Lamenting that he was “let down” by Jaitley and Rajiv Shukla, he writes, “I also knew Rajiv Shukla… he did not take my calls. I lost my cool… I don’t know how true this is, but some people allege that Rajiv is open to persuasion and can change his position based on practicality.”
“There are no permanent allies or enemies in the world of the BCCI,” writes Chandra while mentioning how he backed Sharad Pawar and ensured Dalmiya’s defeat, but that too did not help him in securing favours off the cricket field for Zee.
CHANDRA has not only pioneered businesses, but has outstripped India’s corporate world in what is popularly known as Corporate Social Responsibility.

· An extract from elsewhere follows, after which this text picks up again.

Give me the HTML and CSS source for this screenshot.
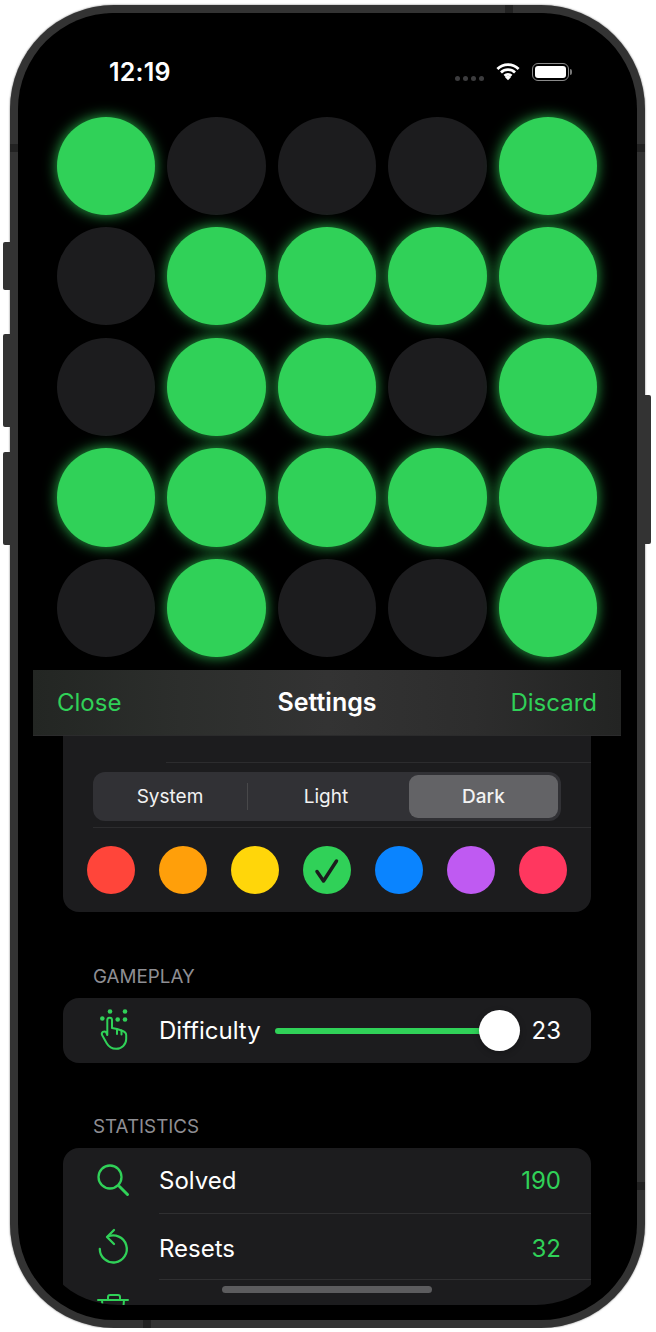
FILE: index.html
```html
<!DOCTYPE html>
<html lang="en">
<head>
    <meta charset="UTF-8">
    <meta name="viewport" content="width=device-width, initial-scale=1.0">
    <title>Settings</title>
    <link rel="stylesheet" href="styles.css">
</head>
<body>
    <div class="phone">
        <span class="side-btn btn-mute"></span>
        <span class="side-btn btn-up"></span>
        <span class="side-btn btn-down"></span>
        <span class="side-btn btn-power"></span>
        <span class="band band-top"></span>
        <span class="band band-left"></span>
        <span class="band band-right"></span>
        <span class="band band-right-low"></span>
        <span class="band band-bottom"></span>

        <div class="bezel">
            <div class="screen">
                <div class="status-bar">
                    <span class="time">12:19</span>
                    <div class="status-icons">
                        <span class="signal"><i></i><i></i><i></i><i></i></span>
                        <svg class="wifi" width="24" height="18" viewBox="0 1 26 19">
                            <path d="M1.500 7.200a16.500 16.500 0 0 1 23 0M5.400 11a11 11 0 0 1 15.200 0M9.200 14.700a5.600 5.600 0 0 1 7.600 0" fill="none" stroke="#fff" stroke-width="3"/>
                            <path d="M13 19.500l-3.200-3.400a4.600 4.600 0 0 1 6.400 0z" fill="#fff"/>
                        </svg>
                        <span class="battery"><i class="battery-fill"></i></span>
                        <span class="battery-nub"></span>
                    </div>
                </div>

                <div class="board">
                    <span class="cell on"></span><span class="cell"></span><span class="cell"></span><span class="cell"></span><span class="cell on"></span>
                    <span class="cell"></span><span class="cell on"></span><span class="cell on"></span><span class="cell on"></span><span class="cell on"></span>
                    <span class="cell"></span><span class="cell on"></span><span class="cell on"></span><span class="cell"></span><span class="cell on"></span>
                    <span class="cell on"></span><span class="cell on"></span><span class="cell on"></span><span class="cell on"></span><span class="cell on"></span>
                    <span class="cell"></span><span class="cell on"></span><span class="cell"></span><span class="cell"></span><span class="cell on"></span>
                </div>

                <div class="nav-bar">
                    <span class="nav-btn">Close</span>
                    <span class="nav-title">Settings</span>
                    <span class="nav-btn nav-right">Discard</span>
                </div>

                <div class="card">
                    <div class="clipped-row"></div>
                    <div class="segment-row">
                        <div class="segments">
                            <span class="segment segment-first">System</span>
                            <span class="segment-divider"></span>
                            <span class="segment">Light</span>
                            <span class="segment selected">Dark</span>
                        </div>
                    </div>
                    <div class="swatches">
                        <span class="swatch red"></span>
                        <span class="swatch orange"></span>
                        <span class="swatch yellow"></span>
                        <span class="swatch green">
                            <svg width="48" height="48" viewBox="0 0 48 48"><path d="M14 25.500l6.500 9.500L33.500 15" fill="none" stroke="#1c1c1e" stroke-width="3.500" stroke-linecap="round" stroke-linejoin="round"/></svg>
                        </span>
                        <span class="swatch blue"></span>
                        <span class="swatch purple"></span>
                        <span class="swatch pink"></span>
                    </div>
                </div>

                <h3 class="section-label">GAMEPLAY</h3>
                <div class="card">
                    <div class="row">
                        <svg class="row-icon" width="40" height="44" viewBox="0 0 40 44" fill="none" stroke="#30d158" stroke-width="2" stroke-linecap="round" stroke-linejoin="round">
                            <g fill="#30d158" stroke="none">
                                <circle cx="17" cy="3.500" r="2.300"/><circle cx="32" cy="3.500" r="2.300"/>
                                <circle cx="9.300" cy="10.500" r="2.300"/><circle cx="24.700" cy="11.500" r="2.300"/><circle cx="32" cy="11.500" r="2.300"/>
                            </g>
                            <path d="M14.300 27V12a2.350 2.350 0 0 1 4.700 0v8l5 1 4.500 1.500c3 1 4.700 2.300 4.700 4.500v4c0 5.500-4.500 9.800-10 9.800-4.500 0-7.500-2-9.500-5.500l-4.500-8c-1.500-3 2-5 4-3z"/>
                            <path d="M24 21.500V26M28.500 22.500V26.500"/>
                        </svg>
                        <span class="row-title">Difficulty</span>
                        <div class="slider">
                            <span class="slider-track"></span>
                            <span class="slider-knob"></span>
                        </div>
                        <span class="row-value white">23</span>
                    </div>
                </div>

                <h3 class="section-label section-stats">STATISTICS</h3>
                <div class="card">
                    <div class="row">
                        <svg class="row-icon" width="40" height="40" viewBox="0 0 40 40" fill="none" stroke="#30d158" stroke-width="2.300" stroke-linecap="round">
                            <circle cx="17" cy="17" r="11.500"/>
                            <path d="M26.500 26.500L34.500 34.500" stroke-width="3"/>
                        </svg>
                        <span class="row-title">Solved</span>
                        <span class="row-value">190</span>
                    </div>
                    <div class="row row-low">
                        <svg class="row-icon" width="40" height="40" viewBox="0 0 40 40" fill="none" stroke="#30d158" stroke-width="2.300" stroke-linecap="round" stroke-linejoin="round">
                            <path d="M14.500 8.800A13.500 13.500 0 1 1 6.800 21"/>
                            <path d="M21 2l-7 7 7 7"/>
                        </svg>
                        <span class="row-title">Resets</span>
                        <span class="row-value">32</span>
                    </div>
                    <div class="row row-low">
                        <svg class="row-icon" width="40" height="40" viewBox="0 0 40 40" fill="none" stroke="#30d158" stroke-width="2" stroke-linecap="round" stroke-linejoin="round">
                            <path d="M5 6h30M15 6V3a2 2 0 0 1 2-2h8a2 2 0 0 1 2 2v3M9 6l2 24h18l2-24"/>
                        </svg>
                        <span class="row-title">Discards</span>
                    </div>
                </div>

                <span class="home-bar"></span>
            </div>
        </div>
    </div>
</body>
</html>
```

FILE: styles.css
```css
/* Page and device frame */
body {
    margin: 0;
    background-color: #fff;
    font-family: Inter, "Liberation Sans", sans-serif;
    color: #fff;
}

.phone {
    position: relative;
    box-sizing: border-box;
    width: 635px;
    height: 1323px;
    margin: 5px 0 0 10px;
    padding: 8px;
    background-color: #333;
    border-radius: 104px;
    box-shadow: 0 0 2px rgba(0, 0, 0, 0.6);
}

.bezel {
    height: 100%;
    padding: 0 16px 0 15px;
    box-sizing: border-box;
    background-color: #000;
    border-radius: 96px;
}

.side-btn {
    position: absolute;
    width: 7px;
    background-color: #333;
    border-radius: 2px 0 0 2px;
}

.btn-mute { left: -7px; top: 237px; height: 48px; }
.btn-up { left: -7px; top: 329px; height: 93px; }
.btn-down { left: -7px; top: 447px; height: 93px; }
.btn-power { right: -6px; top: 390px; height: 149px; width: 6px; border-radius: 0 2px 2px 0; }

.band {
    position: absolute;
    background-color: #222;
}

.band-top { left: 495px; top: 0; width: 8px; height: 8px; }
.band-left { left: 0; top: 139px; width: 8px; height: 8px; }
.band-right { right: 0; top: 139px; width: 8px; height: 8px; }
.band-right-low { right: 0; top: 1177px; width: 8px; height: 8px; }
.band-bottom { left: 133px; bottom: 0; width: 8px; height: 8px; }

/* Screen */
.screen {
    position: relative;
    height: 1292px;
    overflow: hidden;
    border-radius: 85px;
    background-color: #000;
}

.status-bar {
    display: flex;
    justify-content: space-between;
    box-sizing: border-box;
    height: 103.500px;
    padding: 46px 49px 0 76px;
}

.time {
    font-size: 25px;
    font-weight: 600;
    line-height: 26px;
    letter-spacing: 0.2px;
}

.status-icons {
    display: flex;
    align-items: flex-start;
    height: 18px;
    margin-top: 4px;
}

.signal {
    display: flex;
    gap: 3px;
    margin: 13px 12px 0 0;
}

.signal i {
    width: 5px;
    height: 5px;
    border-radius: 50%;
    background-color: #3c3c3e;
}

.wifi {
    margin-right: 12px;
}

.battery {
    box-sizing: border-box;
    width: 37px;
    height: 18px;
    padding: 2px;
    border: 1.500px solid #8a8a8a;
    border-radius: 6px;
}

.battery-fill {
    display: block;
    height: 100%;
    background-color: #fff;
    border-radius: 3px;
}

.battery-nub {
    width: 2px;
    height: 6px;
    margin: 6px 0 0 1px;
    background-color: #777;
    border-radius: 0 2px 2px 0;
}

/* Game board */
.board {
    display: grid;
    grid-template-columns: repeat(5, 98.400px);
    grid-auto-rows: 98.400px;
    gap: 12.200px;
    margin-left: 23.700px;
}

.cell {
    border-radius: 50%;
    background-color: #1c1c1e;
}

.cell.on {
    background-color: #30d158;
    box-shadow: 0 0 14px rgba(48, 209, 88, 0.85);
}

/* Navigation bar */
.nav-bar {
    position: relative;
    display: flex;
    align-items: center;
    box-sizing: border-box;
    height: 66px;
    margin-top: 12.500px;
    padding: 0 24px;
    background: linear-gradient(90deg, #232623 0%, #2c2e2c 25%, #333 50%, #2d2d2d 75%, #232423 100%);
    border-bottom: 1px solid #2b2b2c;
}

.nav-btn {
    flex: 1;
    font-size: 24px;
    color: #30d158;
}

.nav-right {
    text-align: right;
}

.nav-title {
    font-size: 25px;
    font-weight: 600;
}

/* Settings lists */
.card {
    margin: 0 30px;
    background-color: #1c1c1e;
    border-radius: 16px;
    overflow: hidden;
}

.nav-bar + .card {
    border-radius: 0 0 16px 16px;
}

.clipped-row {
    height: 26px;
    margin-left: 103px;
    border-bottom: 1px solid #2c2c2e;
}

.segment-row {
    margin-left: 30px;
    padding: 9px 30px 6px 0;
    border-bottom: 1px solid #2c2c2e;
}

.segments {
    display: grid;
    grid-template-columns: 151px 1px 156px 1fr;
    align-items: center;
    height: 49px;
    padding: 0 3px;
    background-color: #313135;
    border-radius: 12px;
    font-size: 19px;
}

.segment {
    display: flex;
    justify-content: center;
    align-items: center;
    height: 43px;
    color: #f2f2f2;
}

.segment-first {
    padding-right: 3px;
}

.segment.selected {
    margin-left: 5px;
    background-color: #636366;
    border-radius: 9px;
    font-weight: 500;
}

.segment-divider {
    height: 27px;
    background-color: #48484a;
}

.swatches {
    display: flex;
    justify-content: space-between;
    padding: 18px 24px 18px;
}

.swatch {
    width: 48px;
    height: 48px;
    border-radius: 50%;
}

.swatch svg {
    display: block;
}

.red { background-color: #ff453a; }
.orange { background-color: #ff9f0a; }
.yellow { background-color: #ffd60a; }
.green { background-color: #30d158; }
.blue { background-color: #0a84ff; }
.purple { background-color: #bf5af2; }
.pink { background-color: #ff375f; }

.section-label {
    margin: 54px 0 10px 60px;
    font-size: 18.800px;
    font-weight: 400;
    line-height: 22px;
    color: #8e8e93;
}

.section-stats {
    margin-top: 53px;
}

.row {
    position: relative;
    display: flex;
    align-items: center;
    box-sizing: border-box;
    height: 65px;
    padding: 0 30px;
    font-size: 24px;
}

.row + .row::before {
    content: "";
    position: absolute;
    left: 96px;
    right: 0;
    top: 0;
    height: 1px;
    background-color: #2f2f31;
}

.row-low {
    height: 66px;
    padding-top: 5px;
}

.row-icon {
    flex: none;
    margin-right: 26px;
}

.row-title {
    flex: 1;
}

.row .row-title:has(+ .slider) {
    flex: none;
}

.row-value {
    color: #30d158;
}

.row-value.white {
    color: #fff;
}

/* Difficulty slider */
.slider {
    position: relative;
    flex: 1;
    height: 41px;
    margin: 0 12px 0 14px;
}

.slider-track {
    position: absolute;
    left: 0;
    right: 20px;
    top: 18px;
    height: 6px;
    background-color: #30d158;
    border-radius: 3px;
}

.slider-knob {
    position: absolute;
    right: 0;
    top: 0;
    width: 41px;
    height: 41px;
    background-color: #fff;
    border-radius: 50%;
    box-shadow: 0 2px 6px rgba(0, 0, 0, 0.25);
}

.home-bar {
    position: absolute;
    left: 189px;
    bottom: 12px;
    width: 210px;
    height: 7px;
    background-color: #5c5c5e;
    border-radius: 4px;
}
```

While corporates have grudgingly agreed to the government stipulation of devoting 2 per cent of profits for CSR, Chandra’s firms, going by the Vaishya practice of Dasaundh, puts aside 10 per cent for CSR. Ekal Vidyalaya—a concept of single-teacher school embedded in the community—has been promoted by him and the Prime Minister feted him at the release function for running 52,000 such schools, where a single teacher teaches children from Nursery to Class V. Apart from education, the foundation that runs Ekal is also diversifying into healthcare.
Chandra says that now that infrastructure is a vertical of his empire, he intends playing a role in the development of smart cities.
He concludes his book thus: “I remain a hungry person who ‘does not want to die’, who wishes to be remembered after current journey ends someday”. The saga of Subhash Chandra will indeed have no end.